What influences the price of gold?
Interest rates: Historically, one of the most reliable determinants of gold’s price has been the level of real interest rates, or the interest rate less inflation. When real interest rates are low, investment alternatives like cash and bonds tend to provide a low or negative return, pushing investors to seek alternative ways to protect the value of their wealth. On the other hand, when real interest rates are high, strong returns are possible in cash and bonds and the appeal of holding a yellow metal with few industrial uses diminishes. One easy way to see a proxy for real interest rates in the United States, the world’s largest economy, is to look at the yield on Treasury Inflation Protected Securities (TIPS).
The U.S. dollar: One of the biggest points of contention for gold traders is on the true correlation between gold and the U.S. dollar. Because gold is priced in U.S. dollars, it would be logical to assume that the two assets are inversely correlated, meaning that the value of gold and the dollar move opposite to one another.
Unfortunately, this overly simplistic view of the correlation does not hold in all cases. Periods of financial stress can cause the U.S. dollar to rise and gold to spike rapidly. This is usually because traders will buy both gold and the U.S. dollar as safe-haven assets in these periods of uncertainty.
Gold Trading Strategies
As with any trading instrument, there is no single “best” way to trade gold. Many traders from other markets have found that the technical trading strategies they employ on other instruments can easily be adapted to the gold market, especially given gold’s tendency to form durable trends.
A Short-Term Strategy
For short-term traders, a classic way to try to profit from the frequent trends in gold is to use a moving average crossover strategy. In this strategy, a trader would look to buy gold if a shorter-term moving average crossed above a longer-term moving average and sell when the shorter-term moving average crosses below the longer-term average.

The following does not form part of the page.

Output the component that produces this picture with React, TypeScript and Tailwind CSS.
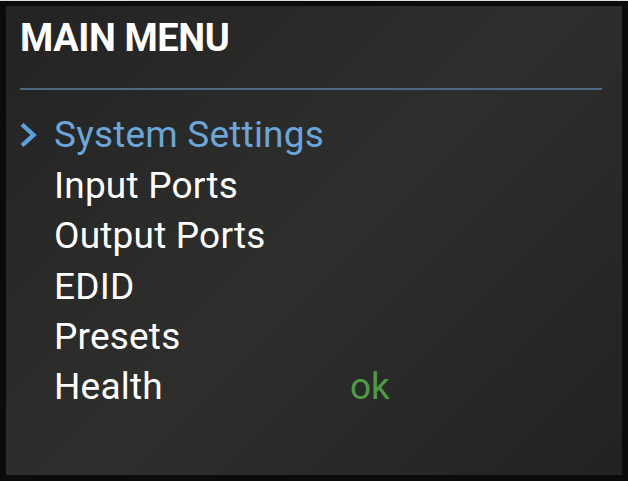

A 10/60 moving average crossover on the 1hr chart can be a strong combination for shorter-term traders. Historically, these settings have allowed traders to successfully trade the middle portion of a trend, though there is no guarantee of future performance. The chart below shows how this strategy could be applied in the gold market:
Gold 1 Hour Chart
At point #1, the shorter-term 10-hour moving average crosses below the longer-term 60-period average, suggesting that traders should enter a sell trade as a bearish trend may be forming. The moving averages do not cross again until point #2 a few days later, after gold has trended down to the upper $1200s.
At point #2, the initial sell trade is closed for a solid gain and a new buy trade is triggered as the trend shifts back to the topside. After a brief consolidation, gold rallies back into the lower $1300s, and the trade is closed on the bearish moving average cross at point #3.
Like any methodology though, this strategy will produce losing trades as well. In this case, the big spike near point #4 caused the sell trade from #3 to be stopped out for a loss. It’s also important to note that the trade must be closed at the market price (near $1330) when the cross occurred, not the $1315 level where the two moving averages actually crossed.
A Long-Term Strategy
Longer-term position traders and investors can focus more on the fundamentals that drive gold’s price, such as the level of real interest rates. The chart below shows the relationship between gold prices and the yield on TIPS, a proxy for real interest rates in the United States.
The inverse correlation is obvious, but it looks like gold’s rally accelerated as real yields dropped below 1% in early 2009. Not surprisingly, a longer-term look at the relationship would reveal that gold prices generally fell in the late 1990s, which were characterized by real yields above the 1% threshold.
Therefore, longer-term traders may want to consider buy opportunities if real yields are below 1%, a level which has historically been supportive of gold prices. Conversely, if real yields rise above 2%, investors may want to focus more on sell trades.